Мой волгоградский земляк Аристарх Григорьевич Андрианов работал заведующим отделом в «Литературной газете». Если бы не он, меня, без сомнения, никогда бы не напечатали. За площадь влиятельной «Литгазеты» бились в кровь не какие-то провинциальные щенки, а матерые волки московского литпроцесса. Но в газете сосуществовали две провинциальные мафии: волгоградская (Андрианов и куратор литературной «тетрадки» Евгений Алексеевич Кривицкий) и ростовская (редактор литературного отдела Федор Аркадьевич Чапчахов). Волгоградская мафия и пригрела меня, и наставила на путь…[23]
Мне объяснили, что критические статьи не пишутся просто так – они заказываются. Но я не хотел писать заказные статьи! Я был не кидала, я был наполеон! Это выглядело примерно так, что молодой выскочка из провинции не соглашается быть солдатом мафии, а – сразу требует своей зоны влияния. Но Аристарх Григорьевич ради нашей любви к Волге не стал щелкать меня по носу. Свободная ниша была. Никто не хотел писать реплики, фельетоны. Это значило наживать себе врагов, чего большинство побаивалось. Это стал делать я.
– Видишь ли, Паша… – говорил мне А.Г., прочитав мое очередное «Не могу молчать». Этого дядю нельзя трогать, потому что он еврей. А этого нельзя трогать, потому что он не еврей. За евреев очень обидятся евреи, а за неевреев – неевреи. Ты понял, сынок?
На моем месте какой-нибудь тюлень-москвич растерялся бы и запаниковал. Но я-то знал, что формула: весь мир = евреи + неевреи – это для простаков. На самом деле он гораздо сложнее и занимательнее. И я стал писать не о людях, а о темах. Например: где найти в современной прозе яркий сюжет? Нет яркого сюжета! Идейное содержание на месте, а читать неинтересно! Или: чрезмерное наличие в современной прозе ярких сюжетов. Сколько же их развелось! Читать интересно, но не страдает ли при этом идейное содержание? Катастрофически не хватает лирической прозы о любви.
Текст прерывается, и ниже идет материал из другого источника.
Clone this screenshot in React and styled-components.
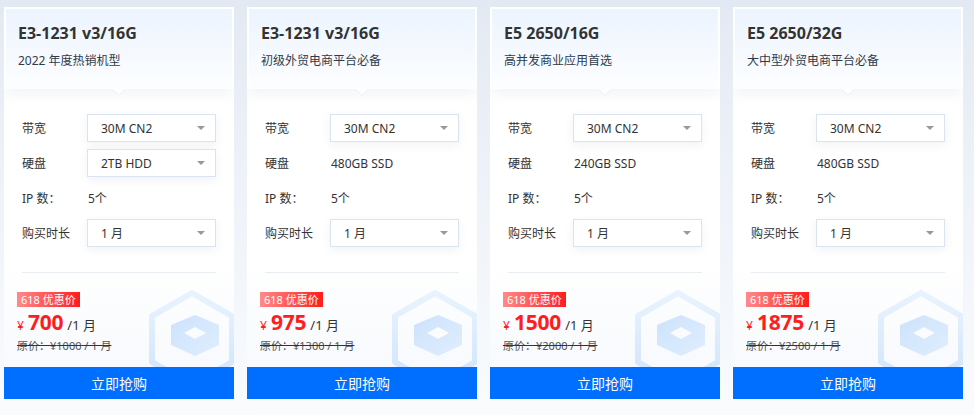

Смелой, дерзкой! И в то же время: не слишком ли много этой любовной прозы? Писать современным писателям, что ли, больше не о чем…
Этими ножницами я выстригал, как мне представлялось, сорняки в литературе. Ведь я цитировал действительно слабые тексты… большей частью – провинциальные, потому что ссориться со столичными авторами газета не хотела. Я безжалостно вырывал плевелы, чтобы росла высокая спелая рожь. Виссарион в своей могиле мог лежать спокойно. Я был на литературном посту!
Но как-то на Тверском бульваре я встретил Светлану Василенко. Я засиял лицом, так как любил ее виртуозную прозу о весенней степи и сайгаках – о том, что напоминало мое волгоградское детство.
– Привет!
– Скотина! Что ты делаешь?! Пишешь свои вонючие статьи, а нас выкидывают из журналов!
– ???
И Света объяснила мне подлый механизм столичного литпроцесса. Печатаю я, скажем, фельетончик, где задеваю имярек (фамилии «ЛГ» предпочитала не называть). Но из статьи понятно, что имярек – женщина. В это время в журнале «Москва» готовится подборка рассказов Василенко и еще кого-то. Она идет со скрипом, ее динамили несколько лет, но в конце концов редактор не вправе отказать талантливым авторшам и соглашается на специальный «женский» состав номера, чтобы на вопрос «зачем он это напечатал?» – ответить: женщина в Стране Советов имеет все права наравне с мужчиной! Мы не дикие капиталисты! Но выходит моя статейка, и редактор теряется. Критика в Стране Советов – это не личное мнение. На нее положено реагировать. А как реагировать? А снять рассказы Василенко, чтобы неповадно было про разные бабские дела писать! Правильно говорит «ЛГ»: разве мало серьезных тем?